In Nevada was discovered the Comstock lode, for a long time held to be inexhaustible, and this is also covered with later volcanic formation. The largest of these bonanzas is the Gold Hill mine, which lies 700 feet deep, and several companies have commenced to work this rich vein. The most important, the Virginia Consolidated, has sunk a shaft 1,600 feet deep, and driven a tunnel of 20,000 feet in length through the side of the mountain, projected by Engineer Sutro, so as to work the lead from underneath. But it is, perhaps, too late, because results have not kept pace with expectations; besides this, the heat below in the shaft is so great that work is almost impossible. This bonanza has in ten years furnished $200,000,000, $90,000,000 of which were in gold. The discoverer, Henry Comstock, after having sold his share, committed suicide. The lode, in 1877, furnished $37,911,000, of which $17,771,000 was in gold; in 1878, $10,404,000 silver, and $9,825,000 gold—a total of $20,230,000; 1879, $5,190,000 silver, and $9,725,000 gold—total, $14,915,000; 1880, $2,634,000 silver, and $8,830,000 gold—total, $11,484,000. The total yield of the twenty-eight mines of the Comstock lode has, from $271,000,000 in 1875, sunk to $14,000,000 in 1881. This decrease had a due influence upon the total production of the United States, which was in 1878, $47,266,107; 1879, $38,900,600; 1880, $36,000,030.

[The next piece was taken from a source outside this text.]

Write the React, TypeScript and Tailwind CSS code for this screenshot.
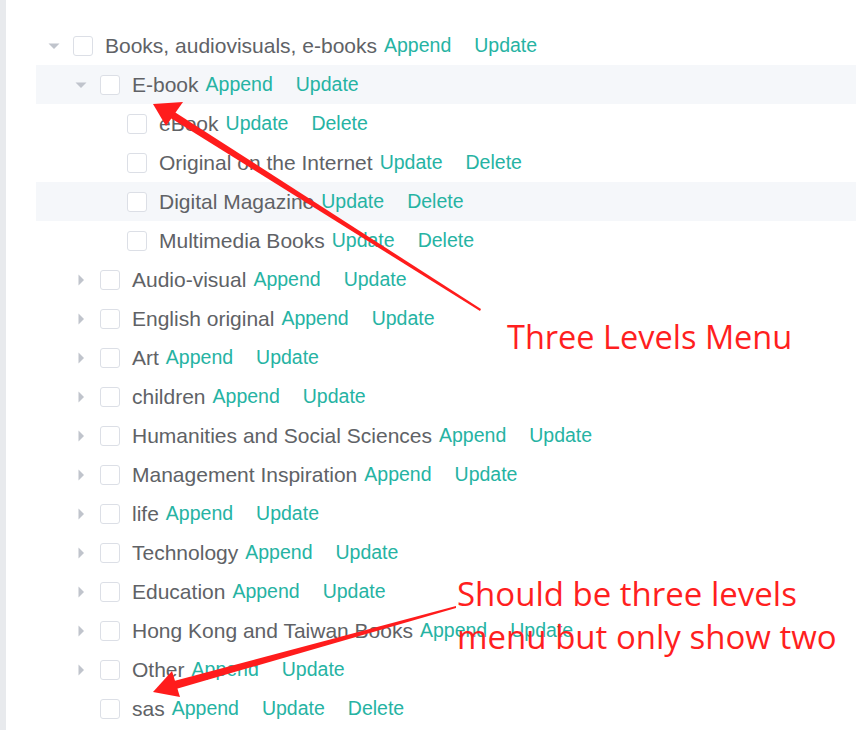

The traveler who visits the gold-regions of the United States will everywhere meet with decayed buildings and abandoned localities, which, in former years, were in a flourishing condition.

The gold production of Australia has followed about the same course: first, the washing of the auriferous sand; next, the working of the deep deposits, and, finally, the lodes; after that, again decrease of production. The chain of mountains passing in Australia from north to south consists of sedimentary rock, in places mixed with volcanic. Auriferous veins come up to the surface. The mountains of New South Wales contain veins and sand mixed with gold, which placers were worked for a distance of 180 miles. But the working of the leads was not remunerative, and the gold in the sand was soon exhausted. Production fell from 126,780 ounces in 1876 to 75,492 ounces in 1879.

Where the chain of the Australian mountains passes through Queensland, it attains in places to a breadth of 25 miles, and also here the volcanic rock has carried the gold up to the surface. Large mining establishments, with shafts sunk 600 feet in depth, and producing 70,852 ounces annually, are to be found here.

The German consul in Sydney, Mr. Soetbeer, has arranged the following table, exhibiting the decrease of the Australian gold production:

YEARLY AVERAGE,
Kilogrammes. Value in marks.
1856 to 1860 86,700 241,893,000
1861 to 1865 77,700 216,783,000
1866 to 1870 70,400 196,416,000
1871 to 1875 59,900 167,121,000
1876 59,100 164,889,000
1877 52,300 145,917,000
1878 45,300 120,387,000
1879 39,000 108,010,000

Thus we will find a uniform decrease in all parts of the world, and this at a time when the expansion of commerce makes the metal indispensable. If we consider in this connection that America consumes at present a great part of the gold with which it formerly inundated the European markets, we are led to believe that the national economists, Dr. Süss, Robert Giffen, P. Rogers, Patterson Williamson (Liverpool), and others, are not altogether wrong in ascribing the great periodically occurring commercial crises to the want of gold, the sole legal circulating medium. Commercial crises are like fever; after convalescence a certain equilibrium is re-established, soon to be destroyed again, however, and new elements gather, finally producing another crisis. Since America at present spends alone ten million dollars annually for gold and art productions, and, besides this, has reserved a large capital for speculating purposes, while its gold production is decreasing, it may be logically established that the gold for commercial purposes must constantly diminish, and financial crises will recur in ever-shortening intervals.—Fortschritt der Zeit.